Italia, divisa in due: al nord affido, al sud comunità di accoglienza

Un’Italia “spaccata in due” tra affido e ricorso a strutture residenziali. Lo rileva l’ultimo monitoraggio promosso dal ministero del Lavoro e delle Politiche sociali, in collaborazione con le regioni e le province autonome e realizzato dal Centro nazionale di documentazione per l’infanzia. Sono poco più di 30 mila i minori che vivono fuori dalla famiglia d’origine: 15.200 gli affidamenti (+ 49% rispetto al 1999), 15.500 i  minori nei  servizi residenziali (erano 14.945 nel 1999), la maggioranza stranieri non accompagnati. Mentre a livello nazionale le cifre fotografano un quadro equilibrato (per ogni bambino in affidamento ve ne è uno accolto nei servizi residenziali), le situazioni regionali “evidenziano scostamenti importanti da un capo all’altro della penisola”.

Nei dieci anni considerati (1999-2008), in sedici regioni su ventuno crescono i minori fuori della famiglia. Le punte regionali massime in Abruzzo (+216%) e nelle Marche (+77%). E se il valore medio nazionale è di 3 minori fuori famiglia ogni mille residenti, la forbice regionale va dai  5,2 per 1000 della Liguria agli 1,7 del Molise. Al centro e al nord viene privilegiato l’affidamento familiare, seguendo l’indicazione della legge 149 (quella che ha sancito la chiusura definitiva dei cosiddetti istituti): spiccano su questo terreno Piemonte, Valle d’Aosta, Lombardia, Provincia di Bolzano, Liguria, Emilia Romagna, Toscana.
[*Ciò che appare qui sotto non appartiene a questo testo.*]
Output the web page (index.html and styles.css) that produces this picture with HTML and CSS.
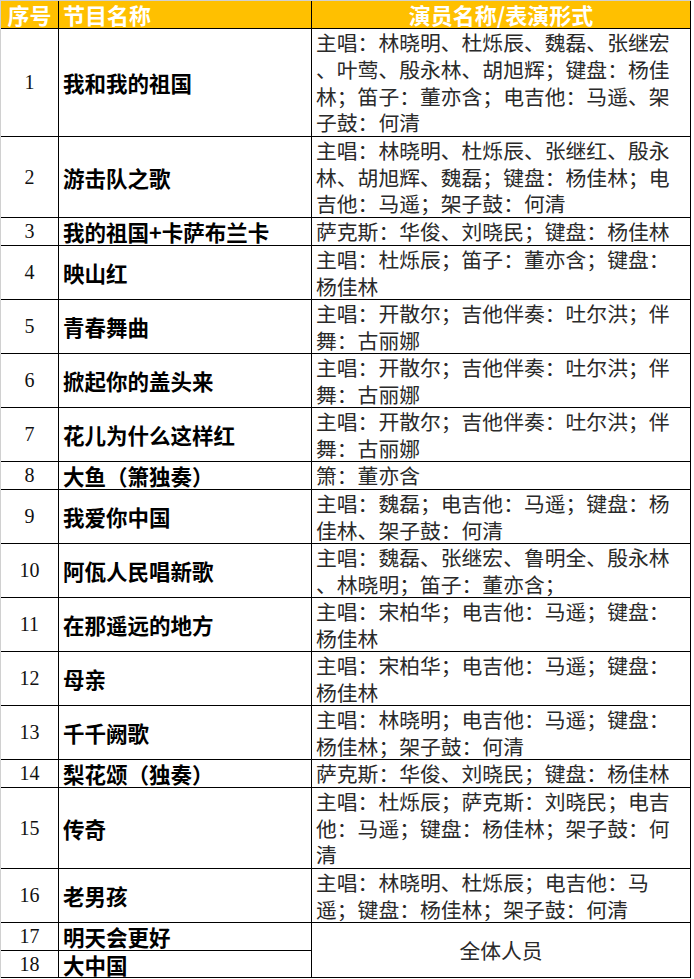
FILE: index.html
```html
<!DOCTYPE html>
<html lang="zh-CN">
<head>
<meta charset="utf-8">
<title>节目单</title>
<link rel="stylesheet" href="styles.css">
</head>
<body>
<div class="sheet">
  <div class="hd c1">序号</div>
  <div class="hd c2">节目名称</div>
  <div class="hd c3">演员名称/表演形式</div>

  <div class="num">1</div>
  <div class="name">我和我的祖国</div>
  <div class="cast">主唱：林晓明、杜烁辰、魏磊、张继宏<br>、叶莺、殷永林、胡旭辉；键盘：杨佳<br>林；笛子：董亦含；电吉他：马遥、架<br>子鼓：何清</div>

  <div class="num">2</div>
  <div class="name">游击队之歌</div>
  <div class="cast">主唱：林晓明、杜烁辰、张继红、殷永<br>林、胡旭辉、魏磊；键盘：杨佳林；电<br>吉他：马遥；架子鼓：何清</div>

  <div class="num">3</div>
  <div class="name">我的祖国+卡萨布兰卡</div>
  <div class="cast">萨克斯：华俊、刘晓民；键盘：杨佳林</div>

  <div class="num">4</div>
  <div class="name">映山红</div>
  <div class="cast">主唱：杜烁辰；笛子：董亦含；键盘：<br>杨佳林</div>

  <div class="num">5</div>
  <div class="name">青春舞曲</div>
  <div class="cast">主唱：开散尔；吉他伴奏：吐尔洪；伴<br>舞：古丽娜</div>

  <div class="num">6</div>
  <div class="name">掀起你的盖头来</div>
  <div class="cast">主唱：开散尔；吉他伴奏：吐尔洪；伴<br>舞：古丽娜</div>

  <div class="num">7</div>
  <div class="name">花儿为什么这样红</div>
  <div class="cast">主唱：开散尔；吉他伴奏：吐尔洪；伴<br>舞：古丽娜</div>

  <div class="num">8</div>
  <div class="name">大鱼（箫独奏）</div>
  <div class="cast">箫：董亦含</div>

  <div class="num">9</div>
  <div class="name">我爱你中国</div>
  <div class="cast">主唱：魏磊；电吉他：马遥；键盘：杨<br>佳林、架子鼓：何清</div>

  <div class="num">10</div>
  <div class="name">阿佤人民唱新歌</div>
  <div class="cast">主唱：魏磊、张继宏、鲁明全、殷永林<br>、林晓明；笛子：董亦含；</div>

  <div class="num">11</div>
  <div class="name">在那遥远的地方</div>
  <div class="cast">主唱：宋柏华；电吉他：马遥；键盘：<br>杨佳林</div>

  <div class="num">12</div>
  <div class="name">母亲</div>
  <div class="cast">主唱：宋柏华；电吉他：马遥；键盘：<br>杨佳林</div>

  <div class="num">13</div>
  <div class="name">千千阙歌</div>
  <div class="cast">主唱：林晓明；电吉他：马遥；键盘：<br>杨佳林；架子鼓：何清</div>

  <div class="num">14</div>
  <div class="name">梨花颂（独奏）</div>
  <div class="cast">萨克斯：华俊、刘晓民；键盘：杨佳林</div>

  <div class="num">15</div>
  <div class="name">传奇</div>
  <div class="cast">主唱：杜烁辰；萨克斯：刘晓民；电吉<br>他：马遥；键盘：杨佳林；架子鼓：何<br>清</div>

  <div class="num">16</div>
  <div class="name">老男孩</div>
  <div class="cast">主唱：林晓明、杜烁辰；电吉他：马<br>遥；键盘：杨佳林；架子鼓：何清</div>

  <div class="num">17</div>
  <div class="name">明天会更好</div>
  <div class="cast all">全体人员</div>

  <div class="num">18</div>
  <div class="name">大中国</div>
</div>
</body>
</html>
```

FILE: styles.css
```css
html, body {
  margin: 0;
  padding: 0;
  background: #ffffff;
}

.sheet {
  display: grid;
  width: 691px;
  box-sizing: border-box;
  grid-template-columns: 57px 252px 378px;
  grid-template-rows: 27px 107px 80px 27px 53px 53px 53px 53px 27px 53px 53px 53px 53px 53px 27px 80px 53px 27px 26px;
  gap: 1px;
  padding: 0 1px 1px 0;
  background: #000000;
  border-left: 1px solid #d0d0d0;
  border-top: 1px solid #d0d0d0;
  font-family: "Noto Sans CJK SC", "Noto Sans", sans-serif;
}

.sheet > div {
  background: #ffffff;
  display: flex;
  align-items: center;
  white-space: nowrap;
  overflow: visible;
}

.hd {
  background: #ffc000 !important;
  color: #ffffff;
  font-weight: bold;
  font-size: 22px;
  line-height: 27px;
}

.hd.c1 {
  justify-content: center;
  letter-spacing: 0;
}

.hd.c2 {
  padding-left: 4px;
}

.hd.c3 {
  justify-content: center;
}

.num {
  justify-content: center;
  font-family: "Liberation Serif", "Times New Roman", serif;
  font-size: 20px;
  color: #111111;
}

.name {
  padding-left: 4px;
  font-weight: bold;
  font-size: 21.5px;
  color: #000000;
}

.cast {
  padding-left: 4px;
  font-size: 20.8px;
  line-height: 26.7px;
  color: #2a2a2a;
}

.cast.all {
  grid-row: span 2;
  justify-content: center;
  padding-left: 0;
}
```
Al sud invece prevale l’accoglienza nei servizi residenziali (unica eccezione la Sardegna), sebbene si cominci a registrare una diversa sensibilità di molte regioni del mezzogiorno (Abruzzo, Molise, Calabria e Sicilia tra tutte), impegnate verso una “progressivo maggior investimento nell’affidamento familiare”. Il 97% dei minori resta nella regione d’origine.

Il numero dei bambini stranieri tra il 1999 e il 2008 è cresciuto in modo significativo, passando dal 5,6% del totale al 16,4%. La concentrazione è maggiore in Toscana (35%), Emilia Romagna (30%), Veneto (28%), Umbria (23%) , meno presenze in Campania (6,6%) e Sicilia (3,7%). Il forte gap territoriale, sottolinea il rapporto, è legato alla presenza di minori stranieri, ma anche alla diversa tipologia di accoglienza fornita. Al centro e al nord, ad esempio, dove è più alta la concentrazione di minori stranieri, i servizi territoriali stanno sperimentando risposte di accoglienza in famiglia anche per loro.